▶ Stored data:
--------------------
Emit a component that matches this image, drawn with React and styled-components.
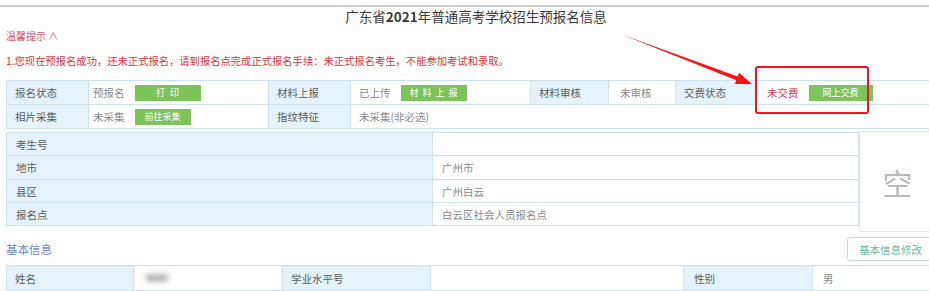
import React from "react";
import styled, { createGlobalStyle } from "styled-components";

const Global = createGlobalStyle`
  html, body {
    margin: 0;
    padding: 0;
    background: #fff;
    overflow: hidden;
  }
  body {
    font-family: "Noto Sans CJK SC", "Noto Sans", sans-serif;
  }
`;

const Page = styled.div`
  position: relative;
  width: 930px;
  padding-left: 6px;
  height: 291px;
  overflow: hidden;
`;

const TopBar = styled.div`
  margin: 5px 0 0 -6px;
  width: 940px;
  height: 2px;
  background: #cbcbcb;
`;

const Title = styled.h1`
  margin: 0;
  padding-left: 10px;
  height: 18px;
  line-height: 18px;
  font-size: 13.5px;
  font-weight: 400;
  color: #3a3a3a;
  text-align: center;

  b {
    font-weight: 700;
  }
`;

const TipHead = styled.div`
  margin-top: 3px;
  height: 16px;
  line-height: 16px;
  font-size: 10px;
  color: #d6566a;
`;

const TipLine = styled.p`
  margin: 9px 0 0;
  height: 16px;
  line-height: 16px;
  font-size: 10.3px;
  color: #db3440;
`;

const Grid = styled.div`
  display: grid;
  grid-template-columns: ${(p) => p.$cols};
  margin-top: ${(p) => p.$top || 0}px;
  border-top: 1px solid #cde2ec;
  border-left: 1px solid #cde2ec;
`;

const Cell = styled.div`
  display: flex;
  align-items: center;
  gap: 10px;
  box-sizing: border-box;
  height: ${(p) => p.$h || 24}px;
  padding: 0 ${(p) => (p.$pad != null ? p.$pad : 8)}px;
  grid-column: span ${(p) => p.$span || 1};
  background: ${(p) => (p.$label ? "#e5f2f9" : "#fff")};
  color: ${(p) => (p.$red ? "#cf3f52" : p.$label ? "#5e5e5e" : "#8a8a8a")};
  font-size: 10.5px;
  white-space: nowrap;
  overflow: hidden;
  border-right: 1px solid #cde2ec;
  border-bottom: 1px solid #cde2ec;
`;

const GreenBtn = styled.span`
  display: inline-flex;
  align-items: center;
  justify-content: center;
  width: ${(p) => p.$w}px;
  height: 16px;
  background: #7cc35a;
  color: #fff;
  font-size: 9px;
  letter-spacing: ${(p) => p.$spaced || 0}px;
  text-indent: ${(p) => p.$spaced || 0}px;
`;

const InfoRow = styled.div`
  display: flex;
  align-items: flex-start;
  margin-top: 2px;
`;

const InfoGrid = styled(Grid)`
  width: 852px;
  flex: none;
  margin-top: 1px;
`;

const Photo = styled.div`
  display: flex;
  align-items: center;
  justify-content: center;
  box-sizing: border-box;
  width: 78px;
  height: 101px;
  border: 1px solid #dde9ee;
  font-size: 30px;
  color: #b9b9b9;
`;

const SectionRow = styled.div`
  display: flex;
  align-items: center;
  justify-content: space-between;
  margin-top: 5px;
  height: 24px;
`;

const SectionTitle = styled.div`
  font-size: 11.5px;
  color: #6a8cca;
`;

const EditBtn = styled.button`
  margin-right: 2px;
  height: 24px;
  padding: 0 11px;
  border: 1px solid #c9ddd9;
  border-radius: 3px;
  background: #fff;
  color: #69bb9f;
  font-family: inherit;
  font-size: 10.5px;
`;

const Blur = styled.span`
  display: inline-block;
  margin-left: 4px;
  width: 22px;
  height: 8px;
  background: #9a9a9a;
  filter: blur(2.5px);
  opacity: 0.7;
`;

const Highlight = styled.div`
  position: absolute;
  left: 755px;
  top: 66px;
  width: 114px;
  height: 48px;
  box-sizing: border-box;
  border: 2.5px solid #f3141c;
  border-radius: 3px;
`;

const Arrow = styled.svg`
  position: absolute;
  left: 0;
  top: 0;
  pointer-events: none;
`;

export default function App() {
  return (
    <>
      <Global />
      <Page>
        <TopBar />
        <Title>
          广东省<b>2021</b>年普通高考学校招生预报名信息
        </Title>
        <TipHead>温馨提示 ∧</TipHead>
        <TipLine>
          1.您现在预报名成功，还未正式报名，请到报名点完成正式报名手续：未正式报名考生，不能参加考试和录取。
        </TipLine>

        <Grid $top={11} $cols="82px 180px 82px 180px 78px 67px 80px 1fr">
          <Cell $label>报名状态</Cell>
          <Cell $pad={4}>
            预报名<GreenBtn $w={66} $spaced={5}>打印</GreenBtn>
          </Cell>
          <Cell $label>材料上报</Cell>
          <Cell>
            已上传<GreenBtn $w={66} $spaced={4}>材料上报</GreenBtn>
          </Cell>
          <Cell $label>材料审核</Cell>
          <Cell $pad={11}>未审核</Cell>
          <Cell $label>交费状态</Cell>
          <Cell $pad={11} $red>
            未交费<GreenBtn $w={64}>网上交费</GreenBtn>
          </Cell>

          <Cell $label>相片采集</Cell>
          <Cell $pad={4}>
            未采集<GreenBtn $w={56}>前往采集</GreenBtn>
          </Cell>
          <Cell $label>指纹特征</Cell>
          <Cell $span={5}>未采集(非必选)</Cell>
        </Grid>

        <InfoRow>
          <InfoGrid $cols="426px 426px">
            <Cell $label $h={23} $pad={9}>考生号</Cell>
            <Cell $h={23} $pad={9}></Cell>
            <Cell $label $h={24} $pad={9}>地市</Cell>
            <Cell $h={24} $pad={9}>广州市</Cell>
            <Cell $label $h={23} $pad={9}>县区</Cell>
            <Cell $h={23} $pad={9}>广州白云</Cell>
            <Cell $label $h={23} $pad={9}>报名点</Cell>
            <Cell $h={23} $pad={9}>白云区社会人员报名点</Cell>
          </InfoGrid>
          <Photo>空</Photo>
        </InfoRow>

        <SectionRow>
          <SectionTitle>基本信息</SectionTitle>
          <EditBtn>基本信息修改</EditBtn>
        </SectionRow>

        <Grid $top={4} $cols="127px 149px 148px 253px 129px 1fr">
          <Cell $label $h={25}>姓名</Cell>
          <Cell $h={25}>
            <Blur />
          </Cell>
          <Cell $label $h={25}>学业水平号</Cell>
          <Cell $h={25}></Cell>
          <Cell $label $h={25} $pad={10}>性别</Cell>
          <Cell $h={25} $pad={10}>男</Cell>
          <Cell $label $h={25}></Cell>
          <Cell $h={25}></Cell>
          <Cell $label $h={25}></Cell>
          <Cell $h={25}></Cell>
          <Cell $label $h={25}></Cell>
          <Cell $h={25}></Cell>
        </Grid>

        <Highlight />
        <Arrow width="929" height="291" viewBox="0 0 929 291">
          <polygon
            points="623,35 737.7,76.4 739.1,72.7 752,84 734.9,83.9 736.3,80.2"
            fill="#f3141c"
          />
        </Arrow>
      </Page>
    </>
  );
}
--------------------
Make an exact copy of the data above, pictures excluded.

▶ Answer for this exercise:
Emit a component that matches this image, drawn with React and styled-components.
import React from "react";
import styled, { createGlobalStyle } from "styled-components";

const Global = createGlobalStyle`
  html, body {
    margin: 0;
    padding: 0;
    background: #fff;
    overflow: hidden;
  }
  body {
    font-family: "Noto Sans CJK SC", "Noto Sans", sans-serif;
  }
`;

const Page = styled.div`
  position: relative;
  width: 930px;
  padding-left: 6px;
  height: 291px;
  overflow: hidden;
`;

const TopBar = styled.div`
  margin: 5px 0 0 -6px;
  width: 940px;
  height: 2px;
  background: #cbcbcb;
`;

const Title = styled.h1`
  margin: 0;
  padding-left: 10px;
  height: 18px;
  line-height: 18px;
  font-size: 13.5px;
  font-weight: 400;
  color: #3a3a3a;
  text-align: center;

  b {
    font-weight: 700;
  }
`;

const TipHead = styled.div`
  margin-top: 3px;
  height: 16px;
  line-height: 16px;
  font-size: 10px;
  color: #d6566a;
`;

const TipLine = styled.p`
  margin: 9px 0 0;
  height: 16px;
  line-height: 16px;
  font-size: 10.3px;
  color: #db3440;
`;

const Grid = styled.div`
  display: grid;
  grid-template-columns: ${(p) => p.$cols};
  margin-top: ${(p) => p.$top || 0}px;
  border-top: 1px solid #cde2ec;
  border-left: 1px solid #cde2ec;
`;

const Cell = styled.div`
  display: flex;
  align-items: center;
  gap: 10px;
  box-sizing: border-box;
  height: ${(p) => p.$h || 24}px;
  padding: 0 ${(p) => (p.$pad != null ? p.$pad : 8)}px;
  grid-column: span ${(p) => p.$span || 1};
  background: ${(p) => (p.$label ? "#e5f2f9" : "#fff")};
  color: ${(p) => (p.$red ? "#cf3f52" : p.$label ? "#5e5e5e" : "#8a8a8a")};
  font-size: 10.5px;
  white-space: nowrap;
  overflow: hidden;
  border-right: 1px solid #cde2ec;
  border-bottom: 1px solid #cde2ec;
`;

const GreenBtn = styled.span`
  display: inline-flex;
  align-items: center;
  justify-content: center;
  width: ${(p) => p.$w}px;
  height: 16px;
  background: #7cc35a;
  color: #fff;
  font-size: 9px;
  letter-spacing: ${(p) => p.$spaced || 0}px;
  text-indent: ${(p) => p.$spaced || 0}px;
`;

const InfoRow = styled.div`
  display: flex;
  align-items: flex-start;
  margin-top: 2px;
`;

const InfoGrid = styled(Grid)`
  width: 852px;
  flex: none;
  margin-top: 1px;
`;

const Photo = styled.div`
  display: flex;
  align-items: center;
  justify-content: center;
  box-sizing: border-box;
  width: 78px;
  height: 101px;
  border: 1px solid #dde9ee;
  font-size: 30px;
  color: #b9b9b9;
`;

const SectionRow = styled.div`
  display: flex;
  align-items: center;
  justify-content: space-between;
  margin-top: 5px;
  height: 24px;
`;

const SectionTitle = styled.div`
  font-size: 11.5px;
  color: #6a8cca;
`;

const EditBtn = styled.button`
  margin-right: 2px;
  height: 24px;
  padding: 0 11px;
  border: 1px solid #c9ddd9;
  border-radius: 3px;
  background: #fff;
  color: #69bb9f;
  font-family: inherit;
  font-size: 10.5px;
`;

const Blur = styled.span`
  display: inline-block;
  margin-left: 4px;
  width: 22px;
  height: 8px;
  background: #9a9a9a;
  filter: blur(2.5px);
  opacity: 0.7;
`;

const Highlight = styled.div`
  position: absolute;
  left: 755px;
  top: 66px;
  width: 114px;
  height: 48px;
  box-sizing: border-box;
  border: 2.5px solid #f3141c;
  border-radius: 3px;
`;

const Arrow = styled.svg`
  position: absolute;
  left: 0;
  top: 0;
  pointer-events: none;
`;

export default function App() {
  return (
    <>
      <Global />
      <Page>
        <TopBar />
        <Title>
          广东省<b>2021</b>年普通高考学校招生预报名信息
        </Title>
        <TipHead>温馨提示 ∧</TipHead>
        <TipLine>
          1.您现在预报名成功，还未正式报名，请到报名点完成正式报名手续：未正式报名考生，不能参加考试和录取。
        </TipLine>

        <Grid $top={11} $cols="82px 180px 82px 180px 78px 67px 80px 1fr">
          <Cell $label>报名状态</Cell>
          <Cell $pad={4}>
            预报名<GreenBtn $w={66} $spaced={5}>打印</GreenBtn>
          </Cell>
          <Cell $label>材料上报</Cell>
          <Cell>
            已上传<GreenBtn $w={66} $spaced={4}>材料上报</GreenBtn>
          </Cell>
          <Cell $label>材料审核</Cell>
          <Cell $pad={11}>未审核</Cell>
          <Cell $label>交费状态</Cell>
          <Cell $pad={11} $red>
            未交费<GreenBtn $w={64}>网上交费</GreenBtn>
          </Cell>

          <Cell $label>相片采集</Cell>
          <Cell $pad={4}>
            未采集<GreenBtn $w={56}>前往采集</GreenBtn>
          </Cell>
          <Cell $label>指纹特征</Cell>
          <Cell $span={5}>未采集(非必选)</Cell>
        </Grid>

        <InfoRow>
          <InfoGrid $cols="426px 426px">
            <Cell $label $h={23} $pad={9}>考生号</Cell>
            <Cell $h={23} $pad={9}></Cell>
            <Cell $label $h={24} $pad={9}>地市</Cell>
            <Cell $h={24} $pad={9}>广州市</Cell>
            <Cell $label $h={23} $pad={9}>县区</Cell>
            <Cell $h={23} $pad={9}>广州白云</Cell>
            <Cell $label $h={23} $pad={9}>报名点</Cell>
            <Cell $h={23} $pad={9}>白云区社会人员报名点</Cell>
          </InfoGrid>
          <Photo>空</Photo>
        </InfoRow>

        <SectionRow>
          <SectionTitle>基本信息</SectionTitle>
          <EditBtn>基本信息修改</EditBtn>
        </SectionRow>

        <Grid $top={4} $cols="127px 149px 148px 253px 129px 1fr">
          <Cell $label $h={25}>姓名</Cell>
          <Cell $h={25}>
            <Blur />
          </Cell>
          <Cell $label $h={25}>学业水平号</Cell>
          <Cell $h={25}></Cell>
          <Cell $label $h={25} $pad={10}>性别</Cell>
          <Cell $h={25} $pad={10}>男</Cell>
          <Cell $label $h={25}></Cell>
          <Cell $h={25}></Cell>
          <Cell $label $h={25}></Cell>
          <Cell $h={25}></Cell>
          <Cell $label $h={25}></Cell>
          <Cell $h={25}></Cell>
        </Grid>

        <Highlight />
        <Arrow width="929" height="291" viewBox="0 0 929 291">
          <polygon
            points="623,35 737.7,76.4 739.1,72.7 752,84 734.9,83.9 736.3,80.2"
            fill="#f3141c"
          />
        </Arrow>
      </Page>
    </>
  );
}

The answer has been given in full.